The company's contract with the United Auto Workers union essentially prevents layoffs before it expires in September 2007, as the company needs to pay union members whether or not there is a job for them.
Wagoner said that some kind of buyout would likely be offered to speed up the job cuts, but that until the buyout packages are worked out with the union, the company can't say how many of the job cuts would come through retirement and how much through buyouts.
The assembly plants being closed are in Oklahoma City, Lansing, Mich., and Doraville, Ga., with the first two closing next year and Doraville slated to shut in 2008.
Some shifts will be eliminated at three other assembly plants, including Line 1 at Spring Hill, Tenn., and Oshawa, Ontario, Car Plant No. 2, which will both be shut, although assembly plants on the same property will continue to operate.
Other facilities to be closed include stamping plants in Lansing, Mich., next year and in Pittsburgh in 2007, along with two powertrain plants, in St.
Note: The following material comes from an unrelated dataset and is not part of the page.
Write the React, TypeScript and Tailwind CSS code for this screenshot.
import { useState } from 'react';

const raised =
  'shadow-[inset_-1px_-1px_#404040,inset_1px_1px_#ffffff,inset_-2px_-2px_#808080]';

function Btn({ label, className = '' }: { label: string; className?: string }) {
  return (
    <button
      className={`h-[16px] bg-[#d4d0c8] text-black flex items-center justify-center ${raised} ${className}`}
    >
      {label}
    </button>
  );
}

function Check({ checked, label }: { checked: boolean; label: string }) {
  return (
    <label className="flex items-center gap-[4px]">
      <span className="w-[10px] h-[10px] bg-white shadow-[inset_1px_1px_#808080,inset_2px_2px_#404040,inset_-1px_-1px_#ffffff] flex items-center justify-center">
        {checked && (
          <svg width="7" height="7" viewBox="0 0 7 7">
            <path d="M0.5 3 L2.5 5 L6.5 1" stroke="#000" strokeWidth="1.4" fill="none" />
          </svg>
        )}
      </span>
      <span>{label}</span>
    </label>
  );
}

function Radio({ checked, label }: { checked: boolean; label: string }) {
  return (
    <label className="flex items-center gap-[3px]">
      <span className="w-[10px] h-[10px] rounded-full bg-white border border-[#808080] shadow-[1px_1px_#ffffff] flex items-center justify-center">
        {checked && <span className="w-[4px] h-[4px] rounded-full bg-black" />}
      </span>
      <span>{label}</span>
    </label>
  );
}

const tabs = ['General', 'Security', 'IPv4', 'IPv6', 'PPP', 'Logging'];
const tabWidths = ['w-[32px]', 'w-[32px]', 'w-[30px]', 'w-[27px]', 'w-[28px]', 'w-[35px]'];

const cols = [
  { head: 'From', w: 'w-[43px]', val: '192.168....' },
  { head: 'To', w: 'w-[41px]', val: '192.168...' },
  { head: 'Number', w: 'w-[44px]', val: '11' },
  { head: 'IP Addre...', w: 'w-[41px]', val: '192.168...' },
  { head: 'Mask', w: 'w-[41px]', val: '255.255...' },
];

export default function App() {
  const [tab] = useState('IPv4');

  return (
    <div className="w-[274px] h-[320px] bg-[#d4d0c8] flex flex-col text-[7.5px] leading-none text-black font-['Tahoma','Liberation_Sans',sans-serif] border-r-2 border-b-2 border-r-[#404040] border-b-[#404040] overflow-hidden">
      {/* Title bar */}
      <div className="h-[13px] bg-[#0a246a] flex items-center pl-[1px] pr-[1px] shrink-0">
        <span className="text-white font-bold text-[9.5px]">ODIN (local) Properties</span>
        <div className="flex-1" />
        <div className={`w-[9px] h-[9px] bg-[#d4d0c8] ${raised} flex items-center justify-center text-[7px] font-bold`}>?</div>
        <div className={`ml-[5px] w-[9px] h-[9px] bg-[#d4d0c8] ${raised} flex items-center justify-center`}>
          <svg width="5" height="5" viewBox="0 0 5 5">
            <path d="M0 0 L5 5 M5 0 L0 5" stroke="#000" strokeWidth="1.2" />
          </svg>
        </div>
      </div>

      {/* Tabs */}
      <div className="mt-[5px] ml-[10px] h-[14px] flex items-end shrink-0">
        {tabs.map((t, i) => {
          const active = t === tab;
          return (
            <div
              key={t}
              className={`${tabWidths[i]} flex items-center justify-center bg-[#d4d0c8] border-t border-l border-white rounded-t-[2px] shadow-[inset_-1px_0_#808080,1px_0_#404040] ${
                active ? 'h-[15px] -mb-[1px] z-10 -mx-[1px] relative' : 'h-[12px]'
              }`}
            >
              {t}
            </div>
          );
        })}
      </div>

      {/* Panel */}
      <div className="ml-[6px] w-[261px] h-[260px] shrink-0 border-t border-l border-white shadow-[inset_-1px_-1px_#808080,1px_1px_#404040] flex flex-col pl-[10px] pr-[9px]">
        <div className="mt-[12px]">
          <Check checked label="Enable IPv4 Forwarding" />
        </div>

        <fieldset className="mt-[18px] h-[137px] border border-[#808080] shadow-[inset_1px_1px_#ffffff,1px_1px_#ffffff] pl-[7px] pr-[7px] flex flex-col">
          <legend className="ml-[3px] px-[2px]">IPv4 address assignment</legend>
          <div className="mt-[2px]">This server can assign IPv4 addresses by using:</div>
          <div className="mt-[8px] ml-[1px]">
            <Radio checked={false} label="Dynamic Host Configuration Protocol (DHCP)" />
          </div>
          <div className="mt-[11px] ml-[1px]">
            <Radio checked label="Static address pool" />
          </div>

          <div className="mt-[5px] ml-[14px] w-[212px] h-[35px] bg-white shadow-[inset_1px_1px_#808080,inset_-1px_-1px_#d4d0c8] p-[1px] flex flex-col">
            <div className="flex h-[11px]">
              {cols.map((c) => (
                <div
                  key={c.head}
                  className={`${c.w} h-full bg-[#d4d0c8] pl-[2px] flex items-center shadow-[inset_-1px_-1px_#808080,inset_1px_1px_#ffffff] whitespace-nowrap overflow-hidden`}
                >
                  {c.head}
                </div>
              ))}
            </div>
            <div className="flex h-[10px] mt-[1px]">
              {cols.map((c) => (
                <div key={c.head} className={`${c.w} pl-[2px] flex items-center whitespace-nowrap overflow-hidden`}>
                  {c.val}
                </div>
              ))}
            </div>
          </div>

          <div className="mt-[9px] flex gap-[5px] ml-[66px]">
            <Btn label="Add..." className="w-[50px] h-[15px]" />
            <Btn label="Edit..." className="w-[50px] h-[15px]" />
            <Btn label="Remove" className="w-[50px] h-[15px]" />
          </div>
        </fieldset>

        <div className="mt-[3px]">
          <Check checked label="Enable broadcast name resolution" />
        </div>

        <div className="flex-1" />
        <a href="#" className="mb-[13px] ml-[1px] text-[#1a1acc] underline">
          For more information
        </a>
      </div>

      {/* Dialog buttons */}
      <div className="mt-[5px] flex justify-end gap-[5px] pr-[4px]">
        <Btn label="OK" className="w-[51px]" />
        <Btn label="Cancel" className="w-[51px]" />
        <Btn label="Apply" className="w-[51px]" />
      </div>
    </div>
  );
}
Catharines, Ontario, and Flint, Mich., in 2008.
And the company will shut three parts facilities in Portland, Ore., Ypsilanti, Mich., and St. Louis by 2007. One other parts facility yet to be identified will also be closed.
With the announced closings, GM is essentially keeping its capacity of large sport utility vehicles and pickups intact, even though big SUVs sales have slumped in recent months in the face of higher gasoline prices.
Wagoner said he believed that a new line of large SUVs due early in 2006 should give a lift to those sagging sales, and that some of its large SUV capacity is being changed to produce either SUVs or pickups, depending upon demand. He said GM needs to keep capacity for the vehicles that it can sell at the greatest profit -- namely the larger vehicles.
Among the vehicles made at the assembly plants being closed are the Chevrolet Impala and its twins, the Saturn Ion, its minivans, the SSR sport pickup and some mid-sized SUVs. The company will have a North American capacity of about 4.2 million vehicles a year at its own plants, down from about 5 million.
"Oklahoma City, (which makes the mid-sized SUV) is a very good plant but a classic example of ... just having too much capacity in that segment," said Wagoner. "That's why that plant in on the list today. We don't have any plants left that aren't very high quality and quite productive. I'm sure I'm not going to satisfy any plant as why they've been chosen to be on the list."